CARVALHO, Gilberto de. Chico Buarque: Análise poético musical. Rio de Janeiro: Codecri, 1982.

GUARESCHI, Pedrinho. Alteridade e relação: uma perspectiva crítica. In ARRUDA, Angela (org). Representando a alteridade. Petrópolis, RJ: Vozes, 1998.

MOTT, Luiz. Os homossexuais: as vítimas principais da violência. In VELHO, Gilberto, ALVITO, Marcos (orgs.). Cidadania e Violência. Rio de Janeiro: Editora UFRJ, 1996.

SÁ, Celso Pereira de. Núcleo central das representações sociais. Petrópolis, RJ: Vozes, 1996.

VELHO, Gilberto (org.) Desvio e divergência: uma crítica da patologia social. Rio de Janeiro: Jorge Zahar Editor, 1995.

VELHO, Gilberto, ALVITO, Marcos (orgs.). Cidadania e Violência. Rio de Janeiro: Editora UFRJ, 1996.

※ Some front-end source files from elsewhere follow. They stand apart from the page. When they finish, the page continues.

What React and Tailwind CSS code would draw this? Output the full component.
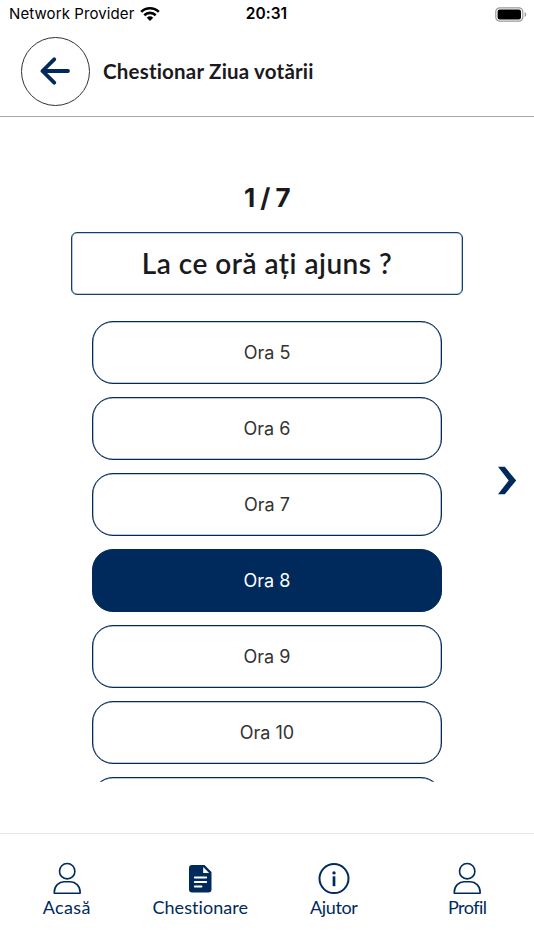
const options = ["Ora 5", "Ora 6", "Ora 7", "Ora 8", "Ora 9", "Ora 10", ""];
const selected = "Ora 8";

function WifiIcon() {
  return (
    <svg className="ml-[6px] h-[14px] w-[20px]" viewBox="0 0 20 14" fill="none" stroke="#000" strokeWidth="2.6">
      <path d="M1.200 4.900a12.600 12.600 0 0 1 17.600 0" />
      <path d="M4.300 8.200a8.200 8.200 0 0 1 11.400 0" />
      <path d="M6.800 10.700a4.700 4.700 0 0 1 6.400 0L10 13.900Z" fill="#000" stroke="none" />
    </svg>
  );
}

function BatteryIcon() {
  return (
    <svg className="h-[15px] w-[32px]" viewBox="0 0 32 15" fill="none">
      <rect x="0.8" y="0.8" width="27" height="13.4" rx="4" stroke="#999" strokeWidth="1.2" />
      <rect x="2.6" y="2.6" width="23.4" height="9.8" rx="2.2" fill="#000" />
      <path d="M29.600 5v5c2-.8 2-4.200 0-5Z" fill="#999" />
    </svg>
  );
}

function PersonIcon() {
  return (
    <svg className="h-[34px] w-[30px]" viewBox="0 0 30 34" fill="none" stroke="#002a5c" strokeWidth="1.6">
      <circle cx="15.200" cy="10.200" r="7.700" />
      <path d="M2.300 32.200v-1.200C2.300 25 7 20.800 12 20.800h6.400c5 0 9.700 4.200 9.700 10.200v1.200Z" strokeLinejoin="round" />
    </svg>
  );
}

function DocumentIcon() {
  return (
    <svg className="h-[34px] w-[30px]" viewBox="0 0 30 34">
      <path d="M7 4h12.500l7 7v17.500a3 3 0 0 1-3 3H7a3 3 0 0 1-3-3V7a3 3 0 0 1 3-3Z" fill="#002a5c" />
      <path d="M18.200 6v5.900h5.900Z" fill="#fff" />
      <path d="M9.800 16.500h11.400M9.800 21h11.400M9.800 25.500h6.700" stroke="#fff" strokeWidth="1.900" strokeLinecap="round" />
    </svg>
  );
}

function InfoIcon() {
  return (
    <svg className="h-[34px] w-[32px]" viewBox="0 0 32 34" fill="none">
      <circle cx="16" cy="17.600" r="14.500" stroke="#002a5c" strokeWidth="2" />
      <circle cx="16" cy="11.900" r="1.700" fill="#002a5c" />
      <path d="M16 15.300v9.900" stroke="#002a5c" strokeWidth="2.700" />
    </svg>
  );
}

const tabs = [
  { label: "Acasă", Icon: PersonIcon, spacing: "tracking-[0.4px]" },
  { label: "Chestionare", Icon: DocumentIcon, spacing: "tracking-[0.05px]" },
  { label: "Ajutor", Icon: InfoIcon, spacing: "tracking-[-0.4px]" },
  { label: "Profil", Icon: PersonIcon, spacing: "tracking-[-0.5px]" },
];

export default function App() {
  return (
    <div className="flex h-[950px] w-[534px] flex-col overflow-hidden bg-white font-['Inter',sans-serif] text-[#1a1a1e] [font-variant-ligatures:none]">
      <div className="grid h-[28px] shrink-0 grid-cols-3 items-center pl-[9px] pr-[7px] text-black">
        <div className="flex items-center whitespace-nowrap text-[15px] tracking-[0.1px]">
          <span>Network Provider</span>
          <WifiIcon />
        </div>
        <div className="pr-[3px] text-center text-[15.5px] font-semibold">20:31</div>
        <div className="flex justify-end"><BatteryIcon /></div>
      </div>

      <header className="flex h-[89px] shrink-0 items-center border-b border-[#a6a6a6] pb-[2px] pl-[21px]">
        <button className="flex size-[69px] items-center justify-center rounded-full border border-[#333]">
          <svg className="mr-[1px] h-[28px] w-[30px]" viewBox="0 0 30 28" fill="none" stroke="#002a5c" strokeWidth="3.8" strokeLinecap="round" strokeLinejoin="round">
            <path d="M28 14H2.500M14.200 2.300 2.500 14l11.700 11.700" />
          </svg>
        </button>
        <h1 className="ml-[13px] whitespace-nowrap font-['Lato',sans-serif] text-[20.5px] font-bold tracking-[0.2px]">Chestionar Ziua votării</h1>
      </header>

      <main className="flex h-[716px] shrink-0 flex-col items-center pt-[61px]">
        <div className="flex h-[40px] items-center text-[26px] font-bold leading-none tracking-[-0.5px]">1 / 7</div>
        <div className="mt-[14px] flex h-[63px] w-[392px] shrink-0 items-center justify-center rounded-[6px] border border-[#123f73] pb-[2px] font-['Lato',sans-serif] text-[28px] font-semibold tracking-[0.5px] shadow-[inset_0_0_0_0.3px_#123f73]">
          La ce oră ați ajuns ?
        </div>
        <div className="mt-[25.6px] grid h-[461.4px] w-full shrink-0 grid-cols-[92px_350px_1fr]">
          <div />
          <div className="flex flex-col gap-[13.1px] overflow-hidden">
            {options.map((option, index) => (
              <button
                key={index}
                className={
                  "h-[63px] w-full shrink-0 rounded-[21px] border border-[#002a5c] text-[18px] shadow-[inset_0_0_0_0.3px_#002a5c] " +
                  (option === selected ? "bg-[#002a5c] text-white" : "bg-white text-[#333]")
                }
              >
                {option}
              </button>
            ))}
          </div>
          <button className="flex items-start pl-[56px] pt-[145.4px]">
            <svg className="h-[29px] w-[19px]" viewBox="0 0 19 29">
              <path d="M0 .8h6.800L18.200 14.500 6.800 28.200H0L10.700 14.500Z" fill="#002a5c" />
            </svg>
          </button>
        </div>
      </main>

      <nav className="grid h-[117px] shrink-0 grid-cols-4 border-t border-[#e6e6e6] pt-[27px]">
        {tabs.map(({ label, Icon, spacing }) => (
          <div key={label} className="flex flex-col items-center">
            <Icon />
            <span className={"font-['Lato',sans-serif] text-[18px] leading-[24px] text-[#002a5c] " + spacing}>{label}</span>
          </div>
        ))}
      </nav>
    </div>
  );
}
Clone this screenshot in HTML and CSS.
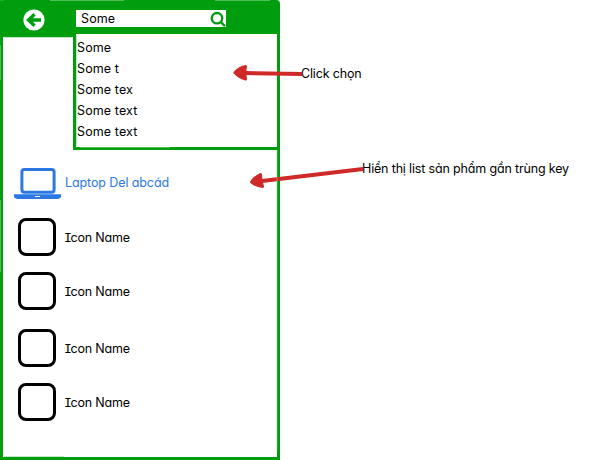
FILE: index.html
```html
<!DOCTYPE html>
<html lang="vi">
<head>
<meta charset="utf-8">
<title>Search</title>
<link rel="stylesheet" href="styles.css">
</head>
<body>
<main class="board">
  <section class="phone">
    <header class="bar">
      <svg class="back" viewBox="0 0 22 22"><circle cx="11" cy="11" r="10.6" fill="#fff"/><path d="M18 11H6M11.5 5.2L5.5 11l6 5.8" fill="none" stroke="#009e0f" stroke-width="3.3"/></svg>
      <div class="search"><span class="some">Some</span>
        <svg class="lens" viewBox="0 0 16 16"><circle cx="7" cy="7.2" r="5.2"/><path d="M10.8 11L15 15.2"/></svg>
      </div>
    </header>
    <ul class="suggest">
      <li>Some</li>
      <li>Some t</li>
      <li>Some tex</li>
      <li>Some text</li>
      <li>Some text</li>
    </ul>
    <div class="results">
      <div class="item laptop">
        <svg class="pc" viewBox="0 0 48 32"><rect x="7.9" y="1.5" width="32.2" height="22.8" rx="2.5" fill="none" stroke="#2b78e4" stroke-width="3"/><path d="M0 26.300h47v2q-.5 2.700-4 2.700H4q-3.500 0-4-2.700z" fill="#2b78e4"/><path d="M21 28.500h5" stroke="#fff" stroke-width="1"/></svg>
        <span>Laptop Del abcád</span>
      </div>
      <div class="item"><i class="box"></i><span><b>I</b>con Name</span></div>
      <div class="item"><i class="box"></i><span><b>I</b>con Name</span></div>
      <div class="item low"><i class="box"></i><span><b>I</b>con Name</span></div>
      <div class="item"><i class="box"></i><span><b>I</b>con Name</span></div>
    </div>
  </section>
  <aside class="notes">
    <p class="note click">Click chọn</p>
    <p class="note list">Hiển thị list sản phẩm gần trùng key</p>
  </aside>
  <svg class="arrows" viewBox="0 0 591 460">
    <g fill="none" stroke="#cf2a27" stroke-width="4"><path d="M302 74L245 73M363 169L262 181"/></g>
    <g fill="#cf2a27" stroke="#cf2a27" stroke-width="3" stroke-linejoin="round"><path d="M235 72.700Q239 68 245.500 66.500L244.500 72.500L245.500 79Q239 77 235 72.700zM251.500 182Q255 177 260.500 174.500L261 181L262.500 186.500Q256 186 251.500 182z"/></g>
  </svg>
  <svg class="edges" viewBox="0 0 591 460"><path d="M0 0h4M50 .5h74M215 .5h55M.5 45v35M.5 200v72M4 37.500h68M76.500 36v110M80 147.500h90M277 150v300M4 456.500h60"/></svg>
</main>
</body>
</html>
```
FILE: styles.css
```css
* { box-sizing: border-box; }
body { margin: 0; background: #fff; color: #000; font: 12.5px/21px Inter, "Noto Sans", sans-serif; font-feature-settings: "cv11" 1; }
.board { position: relative; display: flex; width: 591px; height: 460px; overflow: hidden; }
.phone { display: flex; flex-direction: column; width: 280px; height: 460px; border: solid #009e0f; border-width: 0 3px 3px; border-top-right-radius: 4px; background: #fff; }
.bar { display: flex; align-items: flex-start; height: 37px; padding: 10px 0 0 20px; background: #009e0f; flex: none; }
.back { width: 22px; height: 22px; margin-top: -1px; }
.search { display: flex; justify-content: space-between; width: 150px; height: 17px; margin-left: 31px; padding-left: 5px; background: #fff; line-height: 17px; }
.lens { width: 16px; height: 16px; margin-top: 1px; fill: none; stroke: #009e0f; stroke-width: 2.4; }
.some, .suggest { letter-spacing: .12px; }
.suggest { list-style: none; width: 207px; height: 116px; margin: -3px -3px 0 70px; padding: 3px 0 0 1px; border: solid #009e0f; border-width: 0 3px 3px; background: #fff; flex: none; }
.suggest li { height: 21px; white-space: pre; }
.results { display: flex; flex-direction: column; padding: 15px 0 0 11px; letter-spacing: -.2px; }
.item { display: flex; align-items: center; height: 54px; }
.item.laptop { height: 34px; margin-bottom: 11px; color: #2b78e4; letter-spacing: -.1px; }
.item.low { margin-top: 3px; }
.pc { width: 48px; height: 32px; margin: 3px 3px 0 0; }
.box { width: 38px; height: 38px; margin: 0 9px 0 4px; border: 3px solid #000; border-radius: 8px; }
.item b { font: 13px "Liberation Mono", monospace; margin: 0 -1px; }
.notes { display: flex; flex-direction: column; padding: 63px 0 0 21px; white-space: nowrap; letter-spacing: -.16px; }
.note { margin: 0; height: 21px; }
.list { margin: 74px 0 0 61px; }
.arrows, .edges { position: absolute; inset: 0; width: 591px; height: 460px; }
.edges { fill: none; stroke: #8fd596; stroke-width: 1; opacity: .55; }
```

[1] Segundo Moscovici, as representações sociais podem ser definidas como “um conjunto de conceitos, proposições e explicações originados na vida cotidiana,  no curso das comunicações interpessoais. Elas são o equivalente em nossa sociedade, aos  mitos e sistemas de crenças das sociedades tradicionais; podem também ser vistas como a versão contemporânea do senso comum”. (Sá, 1996:31)

[2] o conceito de relação fala de incompletudes, de algo aberto que pode ser transformado ou ampliado.